You can jump right in to;

Sony MDR Headphones | Audio Technica ATHM50x Studio Monitor Headphones | Sennheiser HD280 | Sennheiser HD 650 | Beyerdynamic DT 770 Studio Headphones

  Sony MDR-7506 Headphones


If you are a field recodist you will love the Sony MDR 7506 simply because it comes with a flat frequency response that really helps when you are looking for detailed performance in your recording.

Does it deliver the same level of quality in the editing room? Well, any professional editor will tell you that the Sony MDR -7506 is spectacular for editing as well.
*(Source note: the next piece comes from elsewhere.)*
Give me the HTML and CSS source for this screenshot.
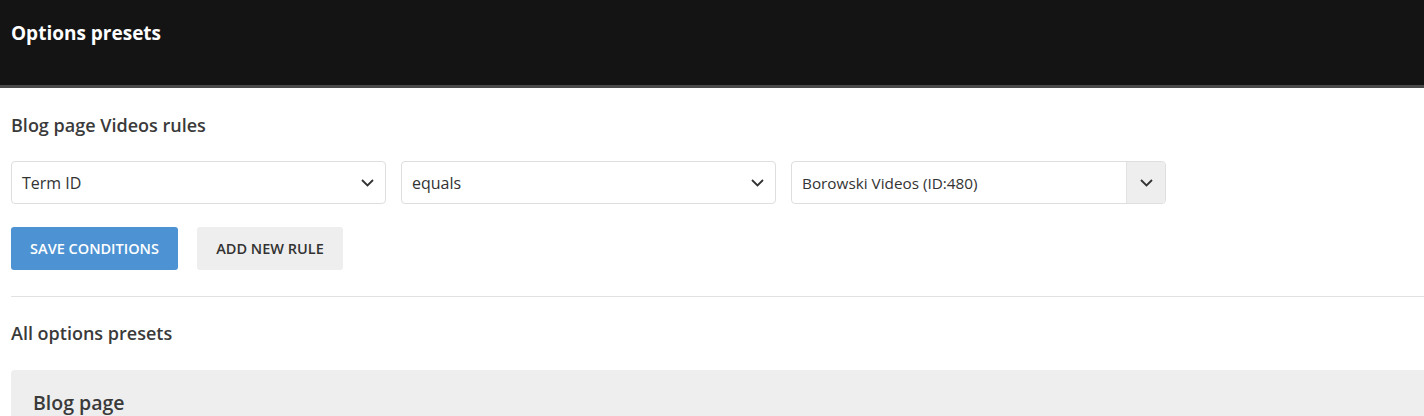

 Personally I loved the comfortable fill it has and I was able to wear it for hours while editing a short film. However be sure to play the mix on some regular speakers or earphones just to get a sense of what the audience will hear after it’s all said and done.

These headphones come with a frequency range of about 10-20,000Hz so you might notice that the dialogue sounds a bit buried behind the music. However they are a lot cheaper that most of the options in this list which is a good thing for the comfort they deliver.

Audio-Technica ATH-M50x Professional Studio Monitor Headphones


As a follow up to the ATH M50 the ATH-M50x are a clear indicator of Audio Technica’s dedication to creating pro headphones for audiophiles.  

These professional monitor headphones will sound great no matter the device you plug them into and perhaps that is why they are not only popular among sound professional but also normal folks.

With the same original sound and an interchangeable set of cables, these headphones still deliver the expected quality performance at a price range below the $200 mark.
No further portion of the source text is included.